My condition has my name in it: dysthymia, chronic mild depression. When you break it down by the syllable — dys — thy — mia — it sounds like This Thy Mia.
My Mom passed away in 2010. I was the first child and had worked so hard to keep everything together only to find that I’ve always been worn and weary, cracked even. It got to the point where it had become too-obvious that I no longer had the energy to take care of myself. I almost wished that my depression was the stuff that is usually talked about: doom, gloom, and suicide ideation.
It was weird to have snapped when I did.
“Why now?” My partner wondered, “Why now when you’ve started exercising and eating better? When you’ve started to like working again?”
I wish I knew.
This we’ve unpacked so far: the jokes were truer than I thought, I had grown up too quickly and given too-big shoes to wear. Mom tried her best, but she was on her own, and she never really knew what it meant to break things down into chunks.
Flashback to a locked entry from January 31, 2020:
My Mom used to insist that my sister and I were test tube babies. One of her more unstable friends would undo that elaborate lie during what was supposed to be a friendly catch up social event in my late twenties. I was stunned, asked Mom about it, and she still stuck to her story. Mom was a terrible liar, and I accept that my family’s estrangement was likely seeded from her frantic attempts to save face.

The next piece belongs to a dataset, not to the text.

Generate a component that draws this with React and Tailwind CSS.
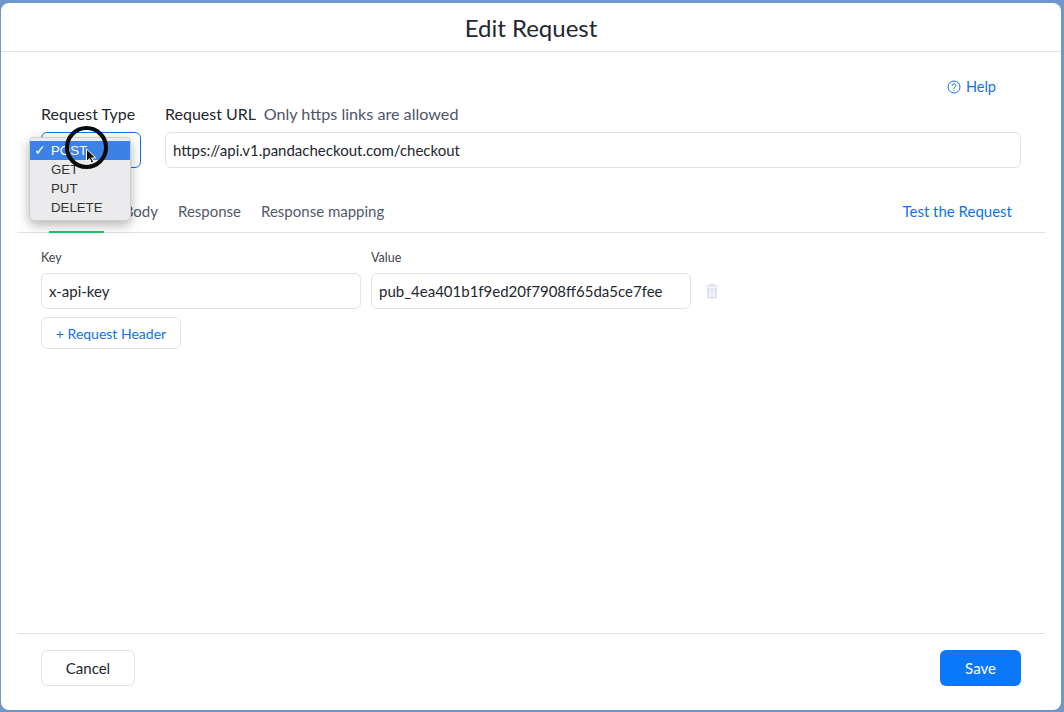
import React from "react";

function Trash() {
  return (
    <svg width="14" height="16" viewBox="0 0 14 16" fill="#dfe3ee">
      <path d="M5 0.5h4l.6 1.5H13v1.5H1V2h3.4z" />
      <path fillRule="evenodd" d="M2 4.5h10V14.5a1 1 0 0 1-1 1H3a1 1 0 0 1-1-1zM4.6 6v8h1.2V6zM8.2 6v8h1.2V6z" />
    </svg>
  );
}

function HelpIcon() {
  return (
    <svg width="14" height="14" viewBox="0 0 14 14" fill="none" stroke="#0e72ed" strokeWidth="1">
      <circle cx="7" cy="7" r="6" />
      <path d="M5.2 5.5a1.8 1.8 0 1 1 2.7 1.6c-.6.4-.9.7-.9 1.4" strokeLinecap="round" />
      <circle cx="7" cy="10.4" r=".5" fill="#0e72ed" stroke="none" />
    </svg>
  );
}

function Cursor() {
  return (
    <svg width="14" height="18" viewBox="0 0 14 18">
      <path d="M1.5 1v12.5l3-2.8 2 4.6 2.2-1-2-4.4h4z" fill="#111" stroke="#fff" strokeWidth="1" />
    </svg>
  );
}

function Input({ children, className }) {
  return (
    <div className={"h-9 flex items-center rounded-md border border-[#dfe3e8] bg-white text-[15px] text-[#23272f] " + className}>
      {children}
    </div>
  );
}

export default function App() {
  return (
    <div className="w-[1064px] h-[712px] overflow-hidden bg-[#6f97cb] pl-[1px] pr-[3px] pt-[3px] pb-[2px] font-['Lato',sans-serif]">
      <div className="relative w-full h-full flex flex-col rounded-[8px] bg-white">
        <div className="h-[49px] shrink-0 flex items-center justify-center pt-[2px] border-b border-[#e3e3e3] text-[24px] text-[#23272f]">
          Edit Request
        </div>

        <div className="flex-1 flex flex-col px-4">
          <div className="flex justify-end items-center gap-[5px] pt-[24px] pr-[49px] h-[45px] text-[14.5px] text-[#0e72ed]">
            <HelpIcon />
            <span>Help</span>
          </div>

          <div className="flex gap-6 pl-6 pr-6 mt-[7px]">
            <div className="w-[100px] shrink-0">
              <div className="h-5 leading-5 text-[16px] text-[#23272f]">Request Type</div>
              <div className="mt-[8px] h-9 rounded-md border border-[#0e72ed] bg-white"></div>
            </div>
            <div className="flex-1">
              <div className="h-5 leading-5 text-[16px] text-[#23272f]">
                Request URL <span className="ml-[4px] text-[16.15px] text-[#4d5568]">Only https links are allowed</span>
              </div>
              <Input className="mt-[8px] px-[7px]">https://api.v1.pandacheckout.com/checkout</Input>
            </div>
          </div>

          <div className="mt-[20px] flex items-stretch h-[45px] border-b border-[#dfe3e8] pl-8 pr-[33px] text-[15px] text-[#52596b]">
            <div className="relative w-[55px] flex items-center justify-center">
              <span className="invisible">Headers</span>
              <div className="absolute -bottom-[1px] left-0 right-0 h-[2px] bg-[#23c16b]"></div>
            </div>
            <div className="w-[48px] ml-[6px] flex items-center justify-end pt-[3px]">Body</div>
            <div className="ml-[20px] flex items-center pt-[3px]">Response</div>
            <div className="ml-[20px] flex items-center pt-[3px]">Response mapping</div>
            <div className="ml-auto flex items-center pt-[3px] text-[#0e72ed]">Test the Request</div>
          </div>

          <div className="flex-1 pl-6 pt-[16px]">
            <div className="flex gap-[10px] items-end">
              <div className="w-[320px]">
                <div className="text-[12.5px] h-[18px] leading-[18px] text-[#3d4350]">Key</div>
                <Input className="mt-[6px] px-[7px]">x-api-key</Input>
              </div>
              <div className="w-[320px]">
                <div className="text-[12.5px] h-[18px] leading-[18px] text-[#3d4350]">Value</div>
                <Input className="mt-[6px] px-[7px]">pub_4ea401b1f9ed20f7908ff65da5ce7fee</Input>
              </div>
              <div className="ml-[4px] h-9 flex items-center">
                <Trash />
              </div>
            </div>
            <div className="mt-[8px] w-[140px] h-8 flex items-center justify-center rounded-md border border-[#dfe3e8] text-[14px] text-[#0e72ed]">
              + Request Header
            </div>
          </div>

          <div className="h-[77px] shrink-0 flex items-start pt-[16px] justify-between border-t border-[#dfe3e8] pl-6 pr-6">
            <div className="w-[94px] h-9 flex items-center justify-center rounded-md border border-[#dfe3e8] text-[15px] text-[#23272f]">
              Cancel
            </div>
            <div className="w-[81px] h-9 flex items-center justify-center rounded-md bg-[#0b78fb] text-[15px] text-white">
              Save
            </div>
          </div>
        </div>

        <div className="absolute left-[28px] top-[134px] w-[102px] h-[84px] rounded-[5px] bg-[#ebebed] border border-[#cdcdcf] shadow-[0_4px_12px_rgba(0,0,0,0.3)] pt-[3px] text-[13.25px] text-[#333] font-['Liberation_Sans',sans-serif] leading-[19px]">
          <div className="h-[19px] bg-[#3b82e4] text-white pl-[21px] relative">
            <span className="absolute left-[4px] text-[14px]">✓</span>POST
          </div>
          <div className="pl-[21px]">GET</div>
          <div className="pl-[21px]">PUT</div>
          <div className="pl-[21px]">DELETE</div>
        </div>

        <div className="absolute left-[64px] top-[123px] w-[43px] h-[43px] rounded-full border-[4px] border-[#0a0a0a]"></div>
        <div className="absolute left-[84px] top-[145px]">
          <Cursor />
        </div>
      </div>
    </div>
  );
}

It was late in life that I got to appreciate the paradox of her lying out of love. In a way, it is true. She raised and loved us by herself, why should That Man, the one who wanted to be called Dad, share credit? I respect That Man, mind. I have good memories of him, but like I always say — we were our best when we didn’t expect much out of each other.
My worst times growing up were in vying to fill in the blanks of the definition of family. I lament over how my childhood would have been made So Much Easier if Gilmore Girls were a 90s show.
It’s 2020. There’s even bigger and louder noise over the expanding concept of families. Let there be other definitions.
May 2020, I think
A twitter meme asked what my favorite place in the world is. The living room in Skyland, our apartment in Makati where we spent the last few years as a family, came to mind.
In one of those days in lockdown where I could do little else but despair, I imagined being in lockdown with my family.
My sister, who slept often because she preferred to live in her dreams where she could be anything she wanted to be.
My Mom, who never knew how to talk about her feelings.
We who never knew how to talk unless it was to get something done their way. A family who never really knew how to listen to each other.
February 26, 2021, with Anne over Google Meet.
“If you could talk to your old self, what would you tell her?”
“I’d give the much younger me a hug,” I said, “She needed to be a kid but no one told her that. But I don’t know if I could really talk to the 20-something me who should have known better.”